Apesar de todos esses improvisos e das dificuldades do costume, conseguimos conquistar 7 medalhas e ficar no quinto lugar da classificação geral, a frente de Países como Cabo Verde, Moçambique e Guiné-Bissau. Um feito estrondoso, dada a falta de expressão internacional dos nossos atletas e às dimensões reduzidas, do nosso País e da nossa população.

Imaginem agora, meus senhores, como seria se tivéssemos investido algum dinheiro no desporto Nacional? Se tivéssemos construído algumas infra-estruturas básicas, como um pavilhão multi-desportivo e um campo de futebol 11 em cada distrito? Se tivéssemos construído pelo menos duas pistas de atletismo dignas nos distritos mais populosos, ou talvez uma em São Tomé e outra no Príncipe? Não teriam que ser monumentos impotentes e grandiosos, bastava que fossem funcionais. Como seria se tivéssemos apostado mais na formação e qualificação dos nossos treinadores? Como seria se tivéssemos promovido e apoiado o desporto escolar e as diferentes competições Nacionais, pelo menos nas modalidades com maior expressão?

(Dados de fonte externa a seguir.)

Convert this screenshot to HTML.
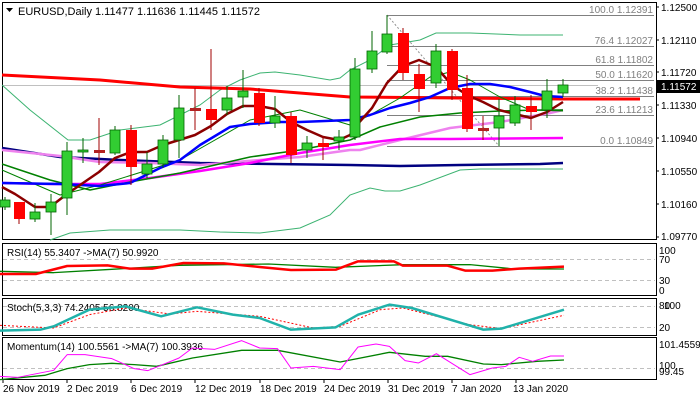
<!DOCTYPE html>
<html><head><meta charset="utf-8"><style>
html,body{margin:0;padding:0;background:#fff;}
svg{display:block;font-family:"Liberation Sans",sans-serif;}
</style></head><body>
<svg width="700" height="400" viewBox="0 0 700 400" xmlns="http://www.w3.org/2000/svg">
<rect width="700" height="400" fill="#fff"/>
<!-- frames -->
<g fill="none" stroke="#000" stroke-width="1">
<rect x="2.5" y="2.5" width="654" height="237"/>
<rect x="2.5" y="243.5" width="654" height="52"/>
<rect x="2.5" y="298.5" width="654" height="37"/>
<rect x="2.5" y="337.5" width="654" height="42"/>
</g>
<!-- header -->
<path d="M6 8 L13 8 L9.5 12 Z" fill="#000"/>
<text x="18" y="15" font-size="11" fill="#000">EURUSD,Daily  1.11477 1.11636 1.11445 1.11572</text>
<!-- price axis -->
<g font-size="10" fill="#000">
<text x="661" y="11">1.12500</text>
<text x="661" y="44">1.12110</text>
<text x="661" y="76">1.11720</text>
<text x="661" y="109">1.11330</text>
<text x="661" y="142">1.10940</text>
<text x="661" y="175">1.10550</text>
<text x="661" y="208">1.10160</text>
<text x="661" y="240">1.09770</text>
</g>
<g stroke="#000"><path d="M656 7h3M656 40h3M656 72h3M656 105h3M656 138h3M656 171h3M656 204h3M656 237h3"/></g>
<rect x="657" y="80" width="43" height="13" fill="#000"/>
<text x="661" y="90" font-size="10" fill="#fff">1.11572</text>
<!-- grey horizontal -->
<line x1="3" y1="85.5" x2="598" y2="85.5" stroke="#c0c0c0"/>
<!-- fibo -->
<g stroke="#808080" stroke-width="1">
<path d="M387 15.5H654M387 46.5H654M387 65.5H654M387 80.5H654M387 96.5H654M387 115.5H654M387 146.5H654"/>
</g>
<path d="M387 15 L499 146" stroke="#909090" stroke-dasharray="2,2" fill="none"/>
<g font-size="10" fill="#808080" text-anchor="end">
<text x="653" y="13">100.0 1.12391</text>
<text x="653" y="44">76.4 1.12027</text>
<text x="653" y="63">61.8 1.11802</text>
<text x="653" y="78">50.0 1.11620</text>
<text x="653" y="94">38.2 1.11438</text>
<text x="653" y="113">23.6 1.11213</text>
<text x="653" y="144">0.0 1.10849</text>
</g>
<!-- bollinger -->
<g fill="none" stroke="#3cb371" stroke-width="1">
<polyline points="2,85 30,110 68,140 90,140 120,130 160,125 180,115 200,105 220,90 240,80 260,73 275,72 300,75 330,80 340,78 350,70 370,60 390,45 420,40 436,33 470,33 520,35 563,35"/>
<polyline points="50,240 70,233 110,230 180,230 220,232 260,233 300,228 330,215 350,195 370,188 385,191 400,191 420,185 460,170 480,169 520,169 563,169"/>
</g>
<!-- MA lines -->
<g fill="none" stroke-linejoin="round">
<polyline stroke="#ff0000" stroke-width="3" points="2,75 100,80 180,87 250,89 350,97 563,99 640,99"/>
<polyline stroke="#000080" stroke-width="2.5" points="2,148 60,157 120,160 200,163 350,165 400,166 460,165 540,164 563,163"/>
<polyline stroke="#ee82ee" stroke-width="2.5" points="2,150 60,156 100,162 150,163 200,165 260,160 300,157 350,150 360,150 400,140 450,128 500,122 550,113 563,110"/>
<polyline stroke="#ff00ff" stroke-width="2.5" points="2,183 50,184 100,184 150,178 200,171 250,163 300,153 350,145 400,139 450,139 563,138"/>
<polyline stroke="#008000" stroke-width="1.5" points="2,164 50,180 90,190 130,182 180,173 250,157 300,150 350,140 380,127 420,117 460,113 500,111 540,110 563,110"/>
<polyline stroke="#008000" stroke-width="1" points="2,170 60,195 100,185 180,160 250,120 300,110 350,125 370,115 400,98 430,77 450,72 470,80 500,97 530,110 563,111"/>
<polyline stroke="#0000ff" stroke-width="2.5" points="2,183 60,184 100,186 130,183 160,168 180,160 200,145 230,127 250,124 280,122 300,122 350,120 370,115 390,108 410,103 430,97 450,88 470,84 490,84 510,87 530,92 545,96 563,97"/>
<polyline stroke="#8b0000" stroke-width="2.5" points="2,187 15,194 35,207 50,207 67,194 83,183 99,172 115,158 131,152 147,152 163,145 179,140 195,135 211,126 227,114 243,106 259,106 275,109 291,122 307,130 323,137 339,140 350,135 355,127 372,108 387,83 403,66 419,60 436,67 452,85 467,95 483,102 499,110 515,114 531,118 547,112 563,102"/>
</g>
<!-- candles -->
<g id="c" stroke="#000" stroke-width="0.8">
</g>
<g stroke-width="1">
<!-- x, bodyTop, bodyBot, high, low, color -->
<path stroke="#006400" d="M5 197V210M35 203V222M51 194V235M67 142V215M83 138V163M115 126V155M147 152V178M163 135V168M179 95V158M227 86V115M243 70V108M275 96V128M307 136V158M339 130V150M355 58V140M372 31V73M387 15V54M436 44V88M499 99V146M515 96V126M547 79V118M563 79V97"/>
<path stroke="#a00000" d="M19 202V224M99 118V165M131 125V185M195 88V130M211 49V130M259 88V126M291 112V163M323 136V160M403 28V80M419 64V112M452 49V100M467 75V132M483 116V140M531 95V130"/>
</g>
<g fill="#32cd32" stroke="#006400" stroke-width="0.8">
<rect x="0" y="200" width="10" height="7"/>
<rect x="30" y="212" width="10" height="7"/>
<rect x="46" y="202" width="10" height="10"/>
<rect x="62" y="151" width="10" height="47"/>
<rect x="78" y="150" width="10" height="2"/>
<rect x="110" y="130" width="10" height="23"/>
<rect x="142" y="164" width="10" height="10"/>
<rect x="158" y="140" width="10" height="24"/>
<rect x="174" y="108" width="10" height="32"/>
<rect x="222" y="98" width="10" height="12"/>
<rect x="238" y="91" width="10" height="6"/>
<rect x="270" y="116" width="10" height="7"/>
<rect x="302" y="143" width="10" height="7"/>
<rect x="334" y="137" width="10" height="4"/>
<rect x="350" y="69" width="10" height="68"/>
<rect x="367" y="51" width="10" height="18"/>
<rect x="382" y="34" width="10" height="18"/>
<rect x="431" y="51" width="10" height="32"/>
<rect x="494" y="116" width="10" height="12"/>
<rect x="510" y="105" width="10" height="18"/>
<rect x="542" y="91" width="10" height="19"/>
<rect x="558" y="85" width="10" height="8"/>
</g>
<g fill="#ff0000" stroke="#ff0000">
<rect x="14.5" y="202.5" width="10" height="16"/>
<rect x="94.5" y="150.5" width="10" height="2" fill="#b22222" stroke="#b22222"/>
<rect x="126.5" y="130.5" width="10" height="36"/>
<rect x="190.5" y="108.5" width="10" height="2" fill="#b22222" stroke="#b22222"/>
<rect x="206.5" y="109.5" width="10" height="10"/>
<rect x="254.5" y="93.5" width="10" height="29"/>
<rect x="286.5" y="116.5" width="10" height="38"/>
<rect x="318.5" y="143.5" width="10" height="3"/>
<rect x="398.5" y="33.5" width="10" height="39"/>
<rect x="414.5" y="74.5" width="10" height="14"/>
<rect x="447.5" y="51.5" width="10" height="38"/>
<rect x="462.5" y="88.5" width="10" height="40"/>
<rect x="478.5" y="128.5" width="10" height="2" fill="#b22222" stroke="#b22222"/>
<rect x="526.5" y="106.5" width="10" height="5"/>
</g>
<!-- subpanels -->
<g stroke="#c0c0c0" stroke-dasharray="4,3">
<path d="M3 259.5H655M3 280.5H655M3 306.5H655M3 327.5H655M3 368.5H655"/>
</g>
<g font-size="10" fill="#000">
<text x="7" y="256">RSI(14) 55.3407  -&gt;MA(7) 50.9920</text>
<text x="7" y="311">Stoch(5,3,3) 74.2405 56.8200</text>
<text x="7" y="350">Momentum(14) 100.5561  -&gt;MA(7) 100.3936</text>
<text x="659" y="254">100</text>
<text x="659" y="263">70</text>
<text x="659" y="284">30</text>
<text x="659" y="294">0</text>
<text x="659" y="309">80</text>
<text x="664" y="309">100</text>
<text x="659" y="331">20</text>
<text x="659" y="348">101.4559</text>
<text x="659" y="369">100</text>
<text x="659" y="375">99.45</text>
</g>
<g fill="none" stroke-linejoin="round" transform="translate(0,238) scale(0.4476,0.3333)">
<polyline vector-effect="non-scaling-stroke" stroke="#008000" stroke-width="1.3" points="0,100 120,104 250,94 400,82 600,78 750,88 900,80 1050,80 1150,93 1260,93"/>
<polyline vector-effect="non-scaling-stroke" stroke="#ff0000" stroke-width="2.5" points="0,108 80,108 150,84 240,82 290,92 340,92 410,75 500,76 580,87 650,96 750,95 800,70 880,70 900,83 1000,83 1040,98 1100,98 1160,92 1260,86"/>
<polyline vector-effect="non-scaling-stroke" stroke="#ff0000" stroke-width="1" stroke-dasharray="2,2" points="0,262 120,270 200,230 280,210 380,228 440,220 580,235 700,270 760,265 850,215 900,210 1050,260 1120,272 1260,232"/>
<polyline vector-effect="non-scaling-stroke" stroke="#20b2aa" stroke-width="2.5" points="0,278 90,275 120,265 200,215 280,205 360,235 440,208 520,230 580,240 650,275 750,268 800,230 870,200 920,210 1080,275 1120,272 1260,215"/>
<polyline vector-effect="non-scaling-stroke" stroke="#008000" stroke-width="1.3" points="0,425 100,412 150,392 200,380 250,376 300,380 350,385 430,360 540,337 620,337 760,372 870,343 950,355 1000,355 1080,378 1120,380 1200,370 1260,366"/>
<polyline vector-effect="non-scaling-stroke" stroke="#ff00ff" stroke-width="1" points="0,415 40,418 120,397 150,350 190,350 250,362 300,392 330,398 400,360 430,330 480,334 540,308 580,330 620,332 650,390 700,385 760,395 800,327 840,318 870,325 905,368 935,375 975,347 1050,410 1100,390 1130,385 1160,358 1190,370 1230,354 1260,354"/>
</g>
<!-- date axis -->
<g stroke="#000"><path d="M3 380v3M67 380v3M131 380v3M195 380v3M260 380v3M324 380v3M388 380v3M452 380v3M516 380v3"/></g>
<g font-size="10" fill="#000">
<text x="3" y="392">26 Nov 2019</text>
<text x="67" y="392">2 Dec 2019</text>
<text x="131" y="392">6 Dec 2019</text>
<text x="195" y="392">12 Dec 2019</text>
<text x="260" y="392">18 Dec 2019</text>
<text x="324" y="392">24 Dec 2019</text>
<text x="388" y="392">31 Dec 2019</text>
<text x="452" y="392">7 Jan 2020</text>
<text x="513" y="392">13 Jan 2020</text>
</g>
</svg>
</body></html>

Num País em que tudo falta e tudo é prioritário, pretender que se invista seriamente no desporto, pode até parecer utópico, mas creio que mais uma vez ficou provado que o retorno seria incomensurável.

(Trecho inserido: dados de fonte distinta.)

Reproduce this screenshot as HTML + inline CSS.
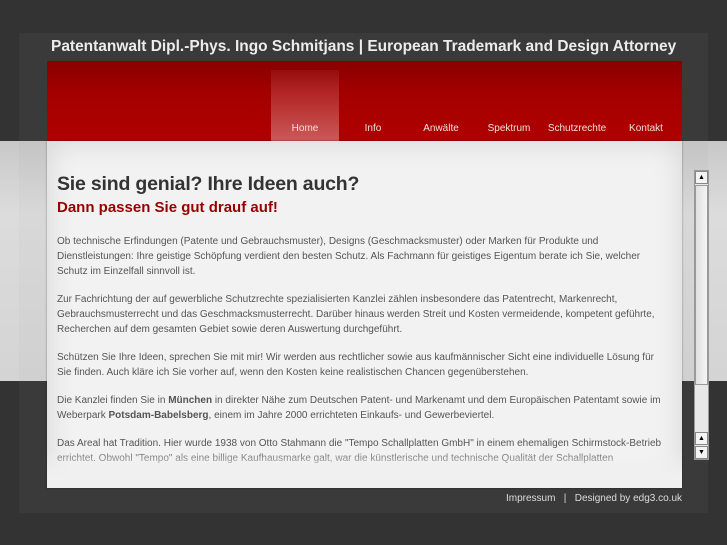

Uma nota final para o facto insólito dos repórteres da TVS destacados para cobrir a participação de STP nos jogos da Lusofonia, terem embarcado sem nenhuma câmara de filmar, dado que a ultima hora, “descobriu-se” que a televisão publica apenas dispunha de uma câmara de filmagem operacional e naturalmente que não podiam privar-se dela por cerca de quinze dias. Mas como as passagens já estavam pagas e os vistos garantidos, porque não vir passar quinze dias de ferias “forçadas” à Portugal? Foi pena eles não terem tido algum “jogo de cintura” para improvisar uma câmara de filmar e poder assim, imortalizar o momento histórico em que o (ainda) nosso Eloy Boa Morte, subiu ao mais alto lugar do pódio para receber uma medalha de ouro, ao som do “Independência total”.